WHAT YOU WILL DO: Gather up the lines with the word "React" in them.

··· INFORMATION SUPPLIED ···

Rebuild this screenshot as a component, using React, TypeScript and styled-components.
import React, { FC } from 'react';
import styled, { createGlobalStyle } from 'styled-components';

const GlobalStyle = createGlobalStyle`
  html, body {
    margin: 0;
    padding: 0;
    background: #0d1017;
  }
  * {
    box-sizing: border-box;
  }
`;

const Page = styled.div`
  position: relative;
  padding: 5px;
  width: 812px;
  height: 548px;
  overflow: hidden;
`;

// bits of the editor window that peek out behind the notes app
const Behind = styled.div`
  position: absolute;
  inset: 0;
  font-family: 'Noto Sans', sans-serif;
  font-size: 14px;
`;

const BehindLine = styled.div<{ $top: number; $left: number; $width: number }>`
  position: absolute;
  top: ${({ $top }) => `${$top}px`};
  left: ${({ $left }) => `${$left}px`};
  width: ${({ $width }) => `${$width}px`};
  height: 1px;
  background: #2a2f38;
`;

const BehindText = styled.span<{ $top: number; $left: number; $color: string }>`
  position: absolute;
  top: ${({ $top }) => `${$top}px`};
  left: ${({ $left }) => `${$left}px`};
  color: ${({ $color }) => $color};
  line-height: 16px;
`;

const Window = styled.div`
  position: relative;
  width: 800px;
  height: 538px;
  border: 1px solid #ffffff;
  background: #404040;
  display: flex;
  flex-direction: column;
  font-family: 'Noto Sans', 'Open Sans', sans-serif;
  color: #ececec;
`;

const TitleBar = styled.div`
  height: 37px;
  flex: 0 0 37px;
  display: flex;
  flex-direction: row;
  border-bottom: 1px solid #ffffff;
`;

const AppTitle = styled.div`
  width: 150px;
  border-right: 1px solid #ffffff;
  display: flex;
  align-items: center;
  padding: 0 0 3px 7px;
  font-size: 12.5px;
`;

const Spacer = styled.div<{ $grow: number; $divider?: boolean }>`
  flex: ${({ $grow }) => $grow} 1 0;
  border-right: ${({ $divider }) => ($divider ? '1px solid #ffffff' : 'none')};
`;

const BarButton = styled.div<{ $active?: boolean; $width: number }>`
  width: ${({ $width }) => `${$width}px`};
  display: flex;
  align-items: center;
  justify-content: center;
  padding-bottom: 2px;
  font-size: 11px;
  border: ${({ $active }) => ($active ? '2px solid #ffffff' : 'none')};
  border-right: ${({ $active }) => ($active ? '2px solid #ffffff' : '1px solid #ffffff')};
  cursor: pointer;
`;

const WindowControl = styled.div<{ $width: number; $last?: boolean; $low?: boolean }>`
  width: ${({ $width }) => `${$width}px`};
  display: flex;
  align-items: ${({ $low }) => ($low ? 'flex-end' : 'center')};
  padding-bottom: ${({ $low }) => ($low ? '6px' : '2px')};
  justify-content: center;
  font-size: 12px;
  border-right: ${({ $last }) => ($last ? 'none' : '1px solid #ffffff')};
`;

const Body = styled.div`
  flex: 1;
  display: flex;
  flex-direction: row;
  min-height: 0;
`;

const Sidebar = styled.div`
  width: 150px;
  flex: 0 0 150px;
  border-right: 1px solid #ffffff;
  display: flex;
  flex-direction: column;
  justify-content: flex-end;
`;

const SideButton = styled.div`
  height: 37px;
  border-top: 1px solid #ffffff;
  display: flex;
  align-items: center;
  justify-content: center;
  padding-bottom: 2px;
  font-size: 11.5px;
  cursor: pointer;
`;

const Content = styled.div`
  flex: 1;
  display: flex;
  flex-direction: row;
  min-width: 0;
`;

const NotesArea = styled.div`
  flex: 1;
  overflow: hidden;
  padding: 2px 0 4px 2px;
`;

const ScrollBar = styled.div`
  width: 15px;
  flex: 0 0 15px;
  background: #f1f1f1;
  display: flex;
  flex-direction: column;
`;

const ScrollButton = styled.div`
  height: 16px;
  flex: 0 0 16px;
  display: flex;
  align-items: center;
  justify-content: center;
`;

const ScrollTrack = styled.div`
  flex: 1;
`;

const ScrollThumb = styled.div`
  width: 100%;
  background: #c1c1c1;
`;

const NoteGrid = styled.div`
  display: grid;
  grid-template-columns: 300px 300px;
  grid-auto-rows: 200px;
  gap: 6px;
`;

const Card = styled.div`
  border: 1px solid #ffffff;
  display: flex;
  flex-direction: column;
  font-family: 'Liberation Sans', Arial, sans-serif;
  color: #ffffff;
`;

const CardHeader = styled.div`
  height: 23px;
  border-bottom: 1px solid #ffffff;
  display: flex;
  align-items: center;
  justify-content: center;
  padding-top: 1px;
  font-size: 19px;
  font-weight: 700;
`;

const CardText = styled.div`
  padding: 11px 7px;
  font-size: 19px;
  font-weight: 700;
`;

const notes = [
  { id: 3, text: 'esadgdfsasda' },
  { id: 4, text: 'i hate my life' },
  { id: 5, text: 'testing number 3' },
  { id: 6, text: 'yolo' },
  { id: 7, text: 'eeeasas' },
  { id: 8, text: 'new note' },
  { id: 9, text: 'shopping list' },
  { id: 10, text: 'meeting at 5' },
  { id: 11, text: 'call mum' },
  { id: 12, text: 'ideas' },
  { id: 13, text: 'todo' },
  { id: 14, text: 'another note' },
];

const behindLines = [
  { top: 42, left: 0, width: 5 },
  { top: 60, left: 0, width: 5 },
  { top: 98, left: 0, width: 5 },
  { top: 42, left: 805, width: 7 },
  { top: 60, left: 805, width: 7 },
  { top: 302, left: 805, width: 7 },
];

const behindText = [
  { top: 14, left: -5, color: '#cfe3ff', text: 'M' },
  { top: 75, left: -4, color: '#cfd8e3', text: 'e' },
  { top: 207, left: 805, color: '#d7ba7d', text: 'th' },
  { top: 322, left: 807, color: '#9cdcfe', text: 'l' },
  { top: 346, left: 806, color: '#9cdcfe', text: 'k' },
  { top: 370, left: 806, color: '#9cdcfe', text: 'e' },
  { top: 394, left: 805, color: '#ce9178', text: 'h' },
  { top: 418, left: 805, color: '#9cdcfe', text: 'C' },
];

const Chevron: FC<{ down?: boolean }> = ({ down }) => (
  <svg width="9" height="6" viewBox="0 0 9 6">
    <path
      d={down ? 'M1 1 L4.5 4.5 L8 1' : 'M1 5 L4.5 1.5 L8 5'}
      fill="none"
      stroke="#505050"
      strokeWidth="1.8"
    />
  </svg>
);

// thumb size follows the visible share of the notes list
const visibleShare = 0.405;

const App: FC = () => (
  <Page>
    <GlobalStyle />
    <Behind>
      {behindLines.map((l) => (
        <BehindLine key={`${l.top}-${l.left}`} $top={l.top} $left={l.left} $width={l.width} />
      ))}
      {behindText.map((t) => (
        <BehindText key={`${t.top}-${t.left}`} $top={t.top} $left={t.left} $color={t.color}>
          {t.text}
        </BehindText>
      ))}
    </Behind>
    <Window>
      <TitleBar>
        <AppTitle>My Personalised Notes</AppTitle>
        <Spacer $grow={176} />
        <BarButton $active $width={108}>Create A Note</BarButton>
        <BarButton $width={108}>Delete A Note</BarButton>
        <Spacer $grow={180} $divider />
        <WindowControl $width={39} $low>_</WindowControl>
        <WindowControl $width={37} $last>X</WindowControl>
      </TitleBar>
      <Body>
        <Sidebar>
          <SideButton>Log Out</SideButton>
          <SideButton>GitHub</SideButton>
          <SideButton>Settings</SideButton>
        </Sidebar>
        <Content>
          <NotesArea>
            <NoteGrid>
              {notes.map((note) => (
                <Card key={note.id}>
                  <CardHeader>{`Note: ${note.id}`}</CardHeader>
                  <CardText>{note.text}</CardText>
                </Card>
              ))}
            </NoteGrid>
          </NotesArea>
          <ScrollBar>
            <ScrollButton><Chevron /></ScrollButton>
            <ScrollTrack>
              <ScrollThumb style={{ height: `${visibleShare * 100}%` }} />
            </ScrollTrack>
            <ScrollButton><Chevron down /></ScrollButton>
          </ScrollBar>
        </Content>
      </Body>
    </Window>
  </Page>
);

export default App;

···

PROBLEM SOLUTION:
Rebuild this screenshot as a component, using React, TypeScript and styled-components.
import React, { FC } from 'react';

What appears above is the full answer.